The majority of aquaponics systems fall into three broad categories.

These would be the media filled beds, NFT (nutrient film technique), and DWC (deep water culture) systems. There are many ways to setup each type of system within the categories. The common thread is that fish and plants are raised together in a closed system.

Each system must be custom tailored to site specific conditions such as normal high and low temperatures. The systems will need to be protected from wind, weather and contamination by chemicals and animal wastes. The best location will also be influenced by the amount of sunlight and the compass direction.

A major determinant in the final design will be the budget and scope of the project. Small system built for residential use will share little resemblance to a large commercial system. However, most aquaponics systems are derived from these basic systems.

1. Media Filled Beds are containers filled with a growing media which is usually commercially manufactured. Water infused with fish waste is flooded into the media to nourish the plants. The media should be pH neutral to avoid affects the plant’s absorption of minerals. The media should also be shaped to provide good surface area and air voids. This type of system has been used successfully by countless farmers and it relatively low cost and easy to get started.

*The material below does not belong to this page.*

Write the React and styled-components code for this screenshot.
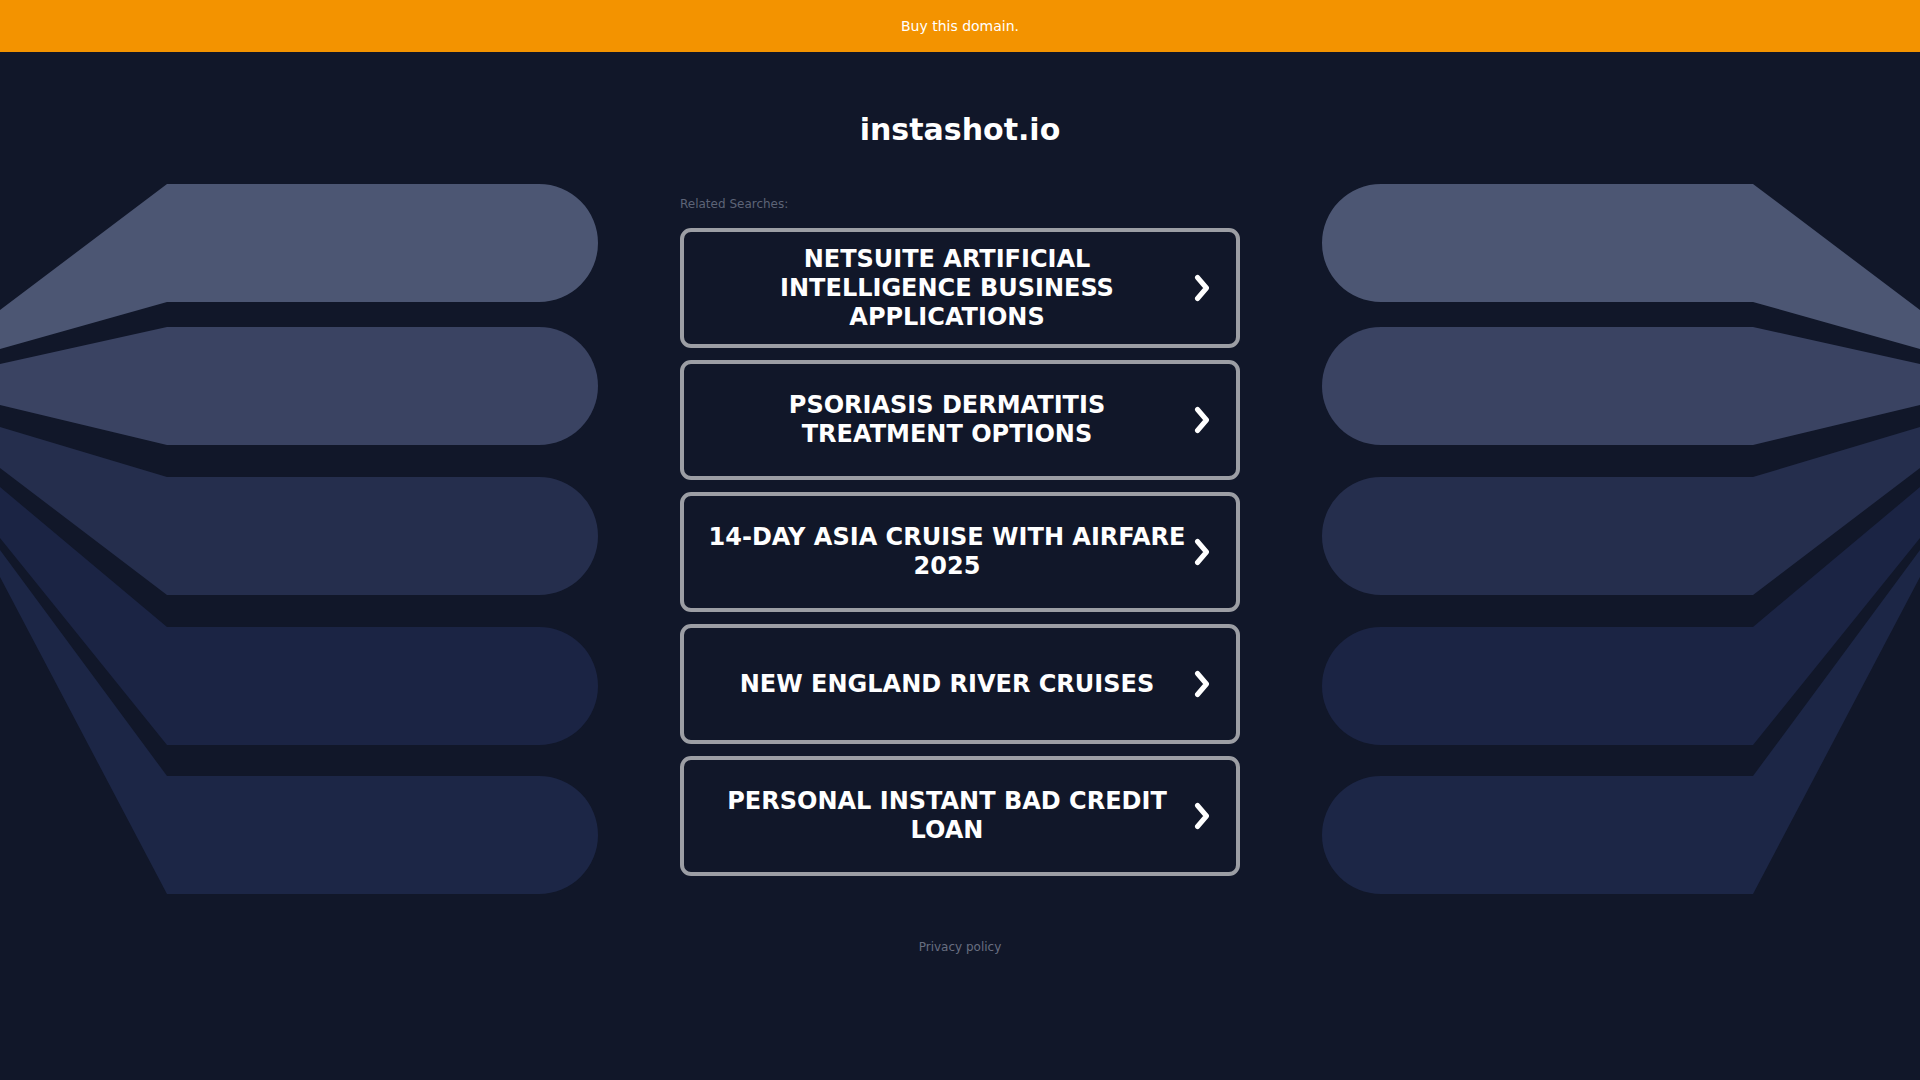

2. Nutrient Film Technique: Enclosed gutters are circulated with the water from the fish tank and the plants are grown in plastic containers where the plants root feed off the nutrients. The flow is only a thin film. This method works well for lettuce and other leafy green vegetables, but is not well suited for larger plants or plants with large root systems. This method of farming is also very commonly used in hydroponic systems. The gutters are slanted to allow the water to gravity drain to the next level in the system. You will need solids removal and a bio filter built into the system as well.

3. Deep water culture uses floating rafts to grow the plants. This is typically used in a large scale commercial setup where water is continuously pumped through the fish water holding system and aerated. The production is optimized at a large scale using this technique.

The best system for beginners is the flood and drain method of farming. It can be done in a thousand different ways and can be designed and built using recycled materials.

The deep water culture technique is commonly used in commercial systems due to its lower overall cost on a larger scale and the ability to expand production in a smaller footprint.

You will love growing aquaponics fish in your very own aquaponics system that you built with little or no start-up cost.